**GOAL**
Return each line of the listing below, unchanged, and omit the images.

-------- SOURCE MATERIAL --------

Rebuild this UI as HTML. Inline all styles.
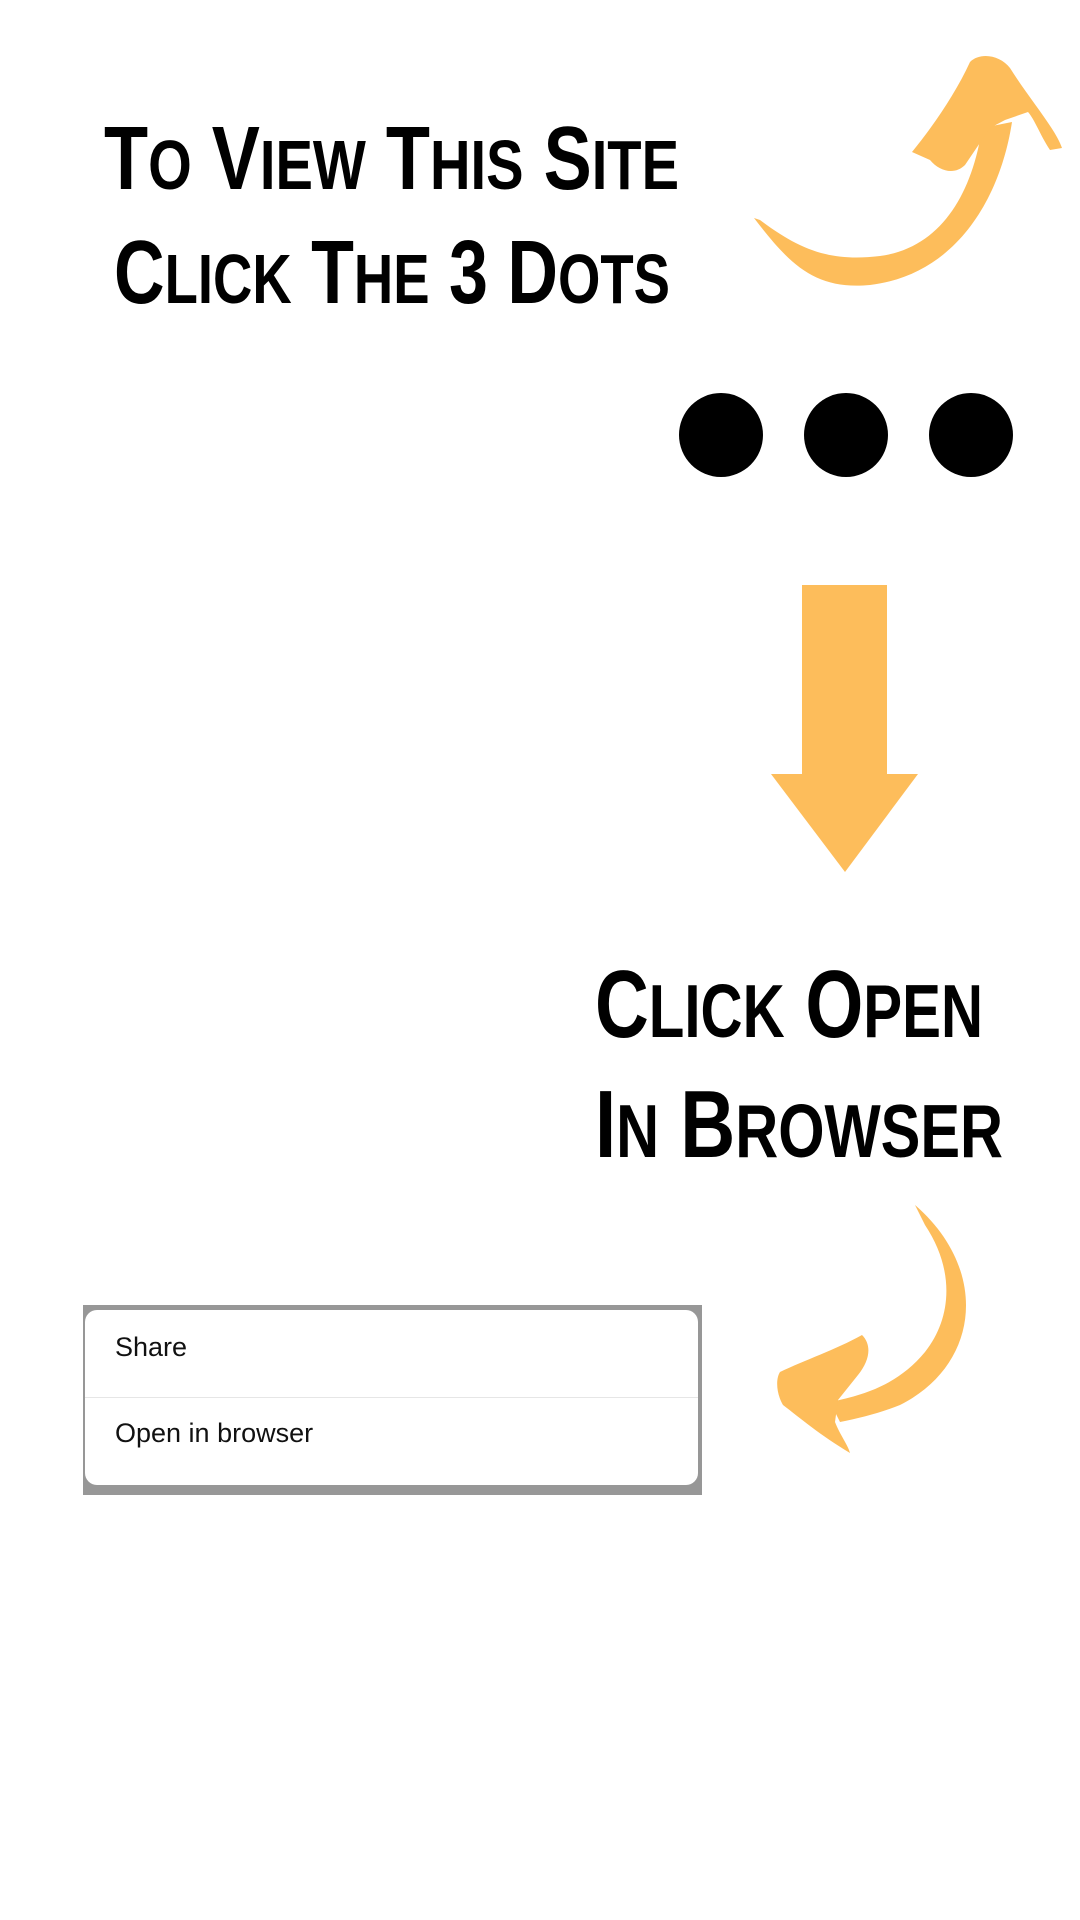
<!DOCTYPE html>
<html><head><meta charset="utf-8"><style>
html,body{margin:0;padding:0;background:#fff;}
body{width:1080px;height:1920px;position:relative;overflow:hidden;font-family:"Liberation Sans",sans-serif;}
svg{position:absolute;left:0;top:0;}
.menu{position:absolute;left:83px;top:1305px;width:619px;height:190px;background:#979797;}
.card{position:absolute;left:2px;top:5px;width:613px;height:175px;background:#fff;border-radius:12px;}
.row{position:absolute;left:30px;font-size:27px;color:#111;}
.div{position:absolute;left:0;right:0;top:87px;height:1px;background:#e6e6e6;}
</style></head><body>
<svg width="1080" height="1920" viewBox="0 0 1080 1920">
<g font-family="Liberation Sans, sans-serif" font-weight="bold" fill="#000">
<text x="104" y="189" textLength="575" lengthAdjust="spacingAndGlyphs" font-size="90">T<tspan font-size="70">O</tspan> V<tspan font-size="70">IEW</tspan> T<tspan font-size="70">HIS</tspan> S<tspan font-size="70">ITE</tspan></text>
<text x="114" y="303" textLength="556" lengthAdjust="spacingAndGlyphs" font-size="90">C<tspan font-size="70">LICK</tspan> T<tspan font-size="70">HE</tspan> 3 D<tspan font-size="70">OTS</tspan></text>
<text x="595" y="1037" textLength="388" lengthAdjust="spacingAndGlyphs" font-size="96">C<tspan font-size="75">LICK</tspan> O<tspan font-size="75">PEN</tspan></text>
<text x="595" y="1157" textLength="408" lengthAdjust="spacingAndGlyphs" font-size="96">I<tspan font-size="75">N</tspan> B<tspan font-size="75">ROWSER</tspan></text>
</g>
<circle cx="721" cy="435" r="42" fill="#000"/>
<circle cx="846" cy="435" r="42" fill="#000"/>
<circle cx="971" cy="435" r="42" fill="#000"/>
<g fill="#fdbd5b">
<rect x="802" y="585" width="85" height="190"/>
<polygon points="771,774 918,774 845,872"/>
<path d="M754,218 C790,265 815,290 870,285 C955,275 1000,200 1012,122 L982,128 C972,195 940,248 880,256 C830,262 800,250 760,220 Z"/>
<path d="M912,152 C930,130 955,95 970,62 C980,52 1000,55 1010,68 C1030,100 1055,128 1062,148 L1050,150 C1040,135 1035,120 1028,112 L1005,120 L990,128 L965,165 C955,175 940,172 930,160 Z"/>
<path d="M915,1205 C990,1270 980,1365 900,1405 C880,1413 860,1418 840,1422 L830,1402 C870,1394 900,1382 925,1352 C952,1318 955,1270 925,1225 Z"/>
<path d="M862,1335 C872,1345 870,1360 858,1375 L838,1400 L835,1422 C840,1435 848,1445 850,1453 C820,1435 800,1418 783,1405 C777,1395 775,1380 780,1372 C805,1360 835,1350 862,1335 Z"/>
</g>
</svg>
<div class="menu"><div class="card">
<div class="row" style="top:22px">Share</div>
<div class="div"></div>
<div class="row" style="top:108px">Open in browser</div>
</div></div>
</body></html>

--------

**RESULT OF THE TASK**
Rebuild this UI as HTML. Inline all styles.
<!DOCTYPE html>
<html><head><meta charset="utf-8"><style>
html,body{margin:0;padding:0;background:#fff;}
body{width:1080px;height:1920px;position:relative;overflow:hidden;font-family:"Liberation Sans",sans-serif;}
svg{position:absolute;left:0;top:0;}
.menu{position:absolute;left:83px;top:1305px;width:619px;height:190px;background:#979797;}
.card{position:absolute;left:2px;top:5px;width:613px;height:175px;background:#fff;border-radius:12px;}
.row{position:absolute;left:30px;font-size:27px;color:#111;}
.div{position:absolute;left:0;right:0;top:87px;height:1px;background:#e6e6e6;}
</style></head><body>
<svg width="1080" height="1920" viewBox="0 0 1080 1920">
<g font-family="Liberation Sans, sans-serif" font-weight="bold" fill="#000">
<text x="104" y="189" textLength="575" lengthAdjust="spacingAndGlyphs" font-size="90">T<tspan font-size="70">O</tspan> V<tspan font-size="70">IEW</tspan> T<tspan font-size="70">HIS</tspan> S<tspan font-size="70">ITE</tspan></text>
<text x="114" y="303" textLength="556" lengthAdjust="spacingAndGlyphs" font-size="90">C<tspan font-size="70">LICK</tspan> T<tspan font-size="70">HE</tspan> 3 D<tspan font-size="70">OTS</tspan></text>
<text x="595" y="1037" textLength="388" lengthAdjust="spacingAndGlyphs" font-size="96">C<tspan font-size="75">LICK</tspan> O<tspan font-size="75">PEN</tspan></text>
<text x="595" y="1157" textLength="408" lengthAdjust="spacingAndGlyphs" font-size="96">I<tspan font-size="75">N</tspan> B<tspan font-size="75">ROWSER</tspan></text>
</g>
<circle cx="721" cy="435" r="42" fill="#000"/>
<circle cx="846" cy="435" r="42" fill="#000"/>
<circle cx="971" cy="435" r="42" fill="#000"/>
<g fill="#fdbd5b">
<rect x="802" y="585" width="85" height="190"/>
<polygon points="771,774 918,774 845,872"/>
<path d="M754,218 C790,265 815,290 870,285 C955,275 1000,200 1012,122 L982,128 C972,195 940,248 880,256 C830,262 800,250 760,220 Z"/>
<path d="M912,152 C930,130 955,95 970,62 C980,52 1000,55 1010,68 C1030,100 1055,128 1062,148 L1050,150 C1040,135 1035,120 1028,112 L1005,120 L990,128 L965,165 C955,175 940,172 930,160 Z"/>
<path d="M915,1205 C990,1270 980,1365 900,1405 C880,1413 860,1418 840,1422 L830,1402 C870,1394 900,1382 925,1352 C952,1318 955,1270 925,1225 Z"/>
<path d="M862,1335 C872,1345 870,1360 858,1375 L838,1400 L835,1422 C840,1435 848,1445 850,1453 C820,1435 800,1418 783,1405 C777,1395 775,1380 780,1372 C805,1360 835,1350 862,1335 Z"/>
</g>
</svg>
<div class="menu"><div class="card">
<div class="row" style="top:22px">Share</div>
<div class="div"></div>
<div class="row" style="top:108px">Open in browser</div>
</div></div>
</body></html>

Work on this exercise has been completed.